鳥取大学発ベンチャー(VB)のハイパーブレイン(鳥取県米子市、加藤豊実社長)は県内の土木工事会社と組み、ヒノキなどの間伐材を活用した芳香製品を商品化する。まずペット用消臭剤を今秋に発売する。間伐材のうち枝や葉は建材に使えないため放置されるケースが多いが、日本人に身近な香りを持つことに着目。芳香製品原料として付加価値を高め、過疎地域の林業再生にも一役買う。
精油を抽出する際に発生する蒸留水を有効利用する(容器は試作品)
ペット用消臭剤は赤松産業(日野町、赤松康近社長)に製造を委託した。同社は廃校となった日南町内の小学校に約800万円を投じて小型プラントを設置。このほど試験稼働を開始し、日南町産ヒノキの間伐材や葉などを40~90分間蒸して芳香成分を精油(アロマ)として抽出している。間伐材5~7キログラム当たり50~100ミリリットルの精油を抽出できるという。

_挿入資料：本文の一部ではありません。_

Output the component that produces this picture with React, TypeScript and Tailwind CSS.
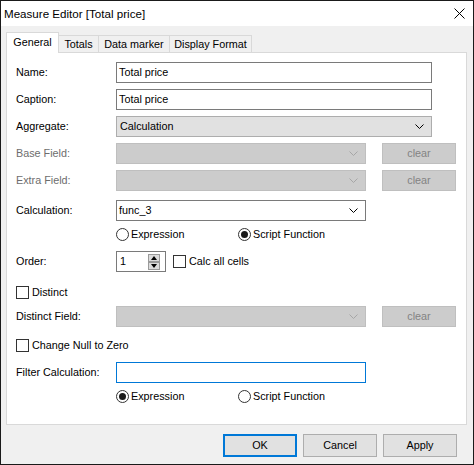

精油を抽出する際に5~10リットルもの蒸留水が発生する。通常は廃棄するが、これをペット用消臭剤に活用する。ハイパーブレインの加藤社長は「香りが十分残っており、品質面でも問題がない。化学合成された薬品類を一切使っておらず、ペットが口にした場合の安全性も期待できる」と話す。
蒸留水を容器に入れて鳥取大が開発したリング状の抗菌セラミックを加え、スプレーとして吹き付けて使う。同大農学部の協力を得て4月から9月にかけて安全性や抗菌力を検証し、問題がなければ200、350、500ミリリットルの3種類の容量で商品化する。ホームセンターや動物病院などのルートで1個2000~4000円前後で販売、3年後をめどに3億円の売り上げを目指す。
抽出プラントは赤松産業が3基まで増設する方針。現在プラントを設置している廃校では手狭なため、需要動向をみながら、町内での工場の建設も視野に入れる。一方で精油はヒノキだけでなくスギからも抽出を進めており、将来の商品化を想定して鳥取大医学部と効果を探っている。
日南町によると、同町内の山林では年間8万~9万立方メートルの間伐材が発生している。このうち6万5000立方メートルは合板などの建材として使われるが、枝や葉はそうした用途に利用できないため付加価値が低く、2万立方メートル前後が搬出費用が賄えずに山林に放置されているという。
このため、両社は消臭剤の原料として新たな需要をつくり、間伐材の利用を促進する。軌道に乗れば、赤松産業は利益の一部を積み立て、植林費用に充てる地元のファンドに寄付するといった林業支援策を検討する。